Ces premières interventions d'urgence, qui font appel à des appareils techniques et à des méthodes scientifiques, sont au service immédiat du chantier. Cela a été dit, nous avons assisté la police dans le tri des éléments tombés à la croisée du transept qui permettront de déterminer les causes de l'incendie. Il faut conserver ceux qui nous livreront des informations précieuses pour la suite des études qui devront être menées et pour la compréhension de Notre-Dame. Pour cela, nous nous sommes associés avec le service régional de l'archéologie et avons mis en place des protocoles pour procéder à ce premier tri.
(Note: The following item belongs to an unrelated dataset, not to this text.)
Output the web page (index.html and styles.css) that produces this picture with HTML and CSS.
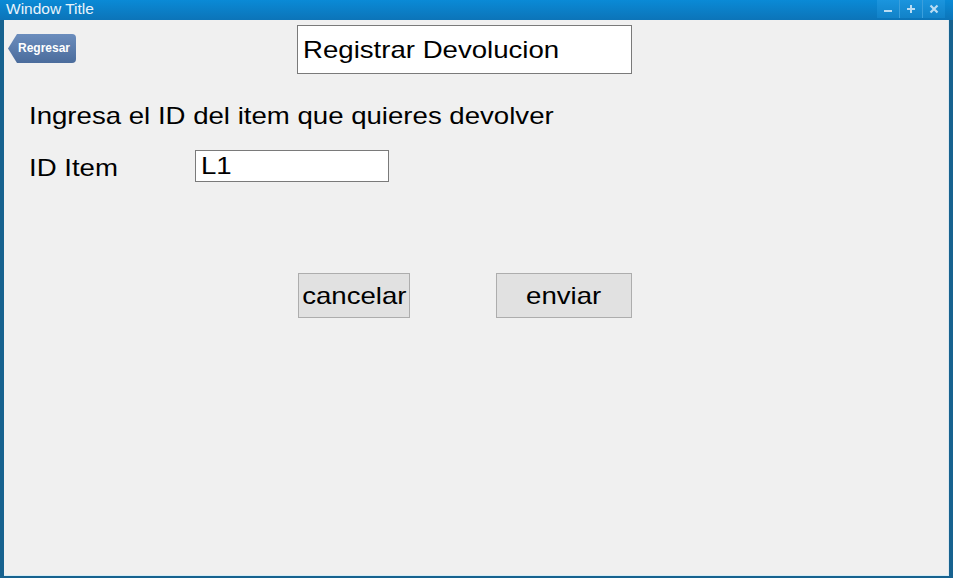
FILE: index.html
```html
<!DOCTYPE html>
<html>
<head>
<meta charset="utf-8">
<link rel="stylesheet" href="styles.css">
</head>
<body>
<div class="window">
  <div class="titlebar">
    <span class="title">Window Title</span>
    <div class="controls">
      <span class="ctl"><svg width="10" height="10" viewBox="0 0 10 10"><rect x="1" y="6" width="8" height="2" fill="#b9dcf3"/></svg></span>
      <span class="ctl"><svg width="10" height="10" viewBox="0 0 10 10"><path d="M4 1h2v3h3v2H6v3H4V6H1V4h3z" fill="#b9dcf3"/></svg></span>
      <span class="ctl"><svg width="10" height="10" viewBox="0 0 10 10"><path d="M1.5 1.5l7 7M8.5 1.5l-7 7" stroke="#b9dcf3" stroke-width="2.2"/></svg></span>
    </div>
  </div>
  <div class="client">
    <div class="toprow">
      <div class="back">Regresar</div>
      <div class="titlebox"><span class="wide">Registrar Devolucion</span></div>
    </div>
    <div class="prompt"><span class="wide">Ingresa el ID del item que quieres devolver</span></div>
    <div class="field">
      <span class="label"><span class="wide">ID Item</span></span>
      <div class="input"><span class="wide">L1</span></div>
    </div>
    <div class="actions">
      <div class="btn cancel"><span class="wide mid">cancelar</span></div>
      <div class="btn send"><span class="wide mid">enviar</span></div>
    </div>
  </div>
</div>
</body>
</html>
```

FILE: styles.css
```css
* { box-sizing: border-box; }
html, body { margin: 0; padding: 0; }
body {
  width: 953px;
  height: 578px;
  overflow: hidden;
  font-family: "Liberation Sans", Arial, sans-serif;
  background: #f0f0f0;
}
.window {
  width: 953px;
  height: 578px;
  display: flex;
  flex-direction: column;
  background: #17628f;
}
.titlebar {
  height: 20px;
  flex: none;
  display: flex;
  align-items: flex-start;
  justify-content: space-between;
  background: linear-gradient(#0a8ad6, #0c74b8);
  color: #ffffff;
}
.title {
  font-size: 15.5px;
  line-height: 18px;
  padding-left: 6px;
  color: #e8f4fc;
}
.controls {
  display: flex;
  gap: 1px;
  margin-right: 8px;
  height: 18px;
  background: #3b9fdc;
}
.ctl {
  width: 22px;
  height: 18px;
  display: flex;
  align-items: center;
  justify-content: center;
  background: linear-gradient(#1b95de, #1282c8);
}
.client {
  flex: 1;
  margin: 0 4px 2px 4px;
  background: #f0f0f0;
  border-right: 1px solid #dde8f0;
  border-bottom: 1px solid #d6eef8;
  display: flex;
  flex-direction: column;
}
.wide {
  display: inline-block;
  transform: scaleX(1.15);
  transform-origin: left center;
  white-space: nowrap;
}
.wide.mid { transform-origin: center center; }
.toprow {
  display: flex;
  align-items: flex-start;
  padding-top: 5px;
}
.back {
  margin-left: 4px;
  margin-top: 9px;
  width: 68px;
  height: 29px;
  background: linear-gradient(#6b8dbd, #4b6c9c);
  color: #ffffff;
  font-weight: bold;
  font-size: 12px;
  line-height: 29px;
  padding-left: 10px;
  border-radius: 0 4px 4px 0;
  clip-path: polygon(9px 0, 100% 0, 100% 100%, 9px 100%, 0 50%);
}
.titlebox {
  margin-left: 221px;
  width: 335px;
  height: 49px;
  background: #ffffff;
  border: 1px solid #7a7a7a;
  font-size: 24px;
  line-height: 47px;
  padding-left: 5px;
  color: #000;
}
.prompt {
  margin-top: 24px;
  margin-left: 25px;
  font-size: 24px;
  line-height: 35px;
  color: #000;
}
.field {
  display: flex;
  align-items: center;
  margin-top: 16px;
  margin-left: 25px;
}
.label {
  font-size: 24px;
  width: 166px;
  line-height: 31px;
  margin-top: 3px;
}
.input {
  width: 194px;
  height: 32px;
  background: #fff;
  border: 1px solid #7a7a7a;
  font-size: 24px;
  line-height: 30px;
  padding-left: 5px;
}
.actions {
  display: flex;
  margin-top: 90px;
  margin-left: 294px;
  gap: 86px;
}
.btn {
  height: 45px;
  background: #e1e1e1;
  border: 1px solid #adadad;
  font-size: 24px;
  line-height: 43px;
  text-align: center;
  color: #000;
}
.cancel { width: 112px; }
.send { width: 136px; }
```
Il y a ce qui va servir à la restauration, ce qui va servir à la connaissance ultérieure de Notre-Dame et, plus généralement, ce qui va servir à la compréhension du comportement de tel ou tel matériau. La charpente brûlée, par exemple, peut nous renseigner sur la charpente elle-même de Notre-Dame, mais aussi éclairer les études ultérieures consacrées au comportement du bois en pareil cas.

Il fallait établir ce protocole rapidement, mais pas trop cependant, au risque de perdre des informations. Ainsi, notre pôle « pierre » a besoin d'étudier par quel type de pierre vont pouvoir être remplacées les pierres qui doivent l'être. Notre travail sur les percolations de manganèse au château de Lunéville nous aidera beaucoup à comprendre ces phénomènes.

Cette recherche scientifique immédiate en laboratoire et les recherches ultérieures permettront de nourrir nos travaux sur Notre-Dame en particulier, mais aussi sur d'autres édifices.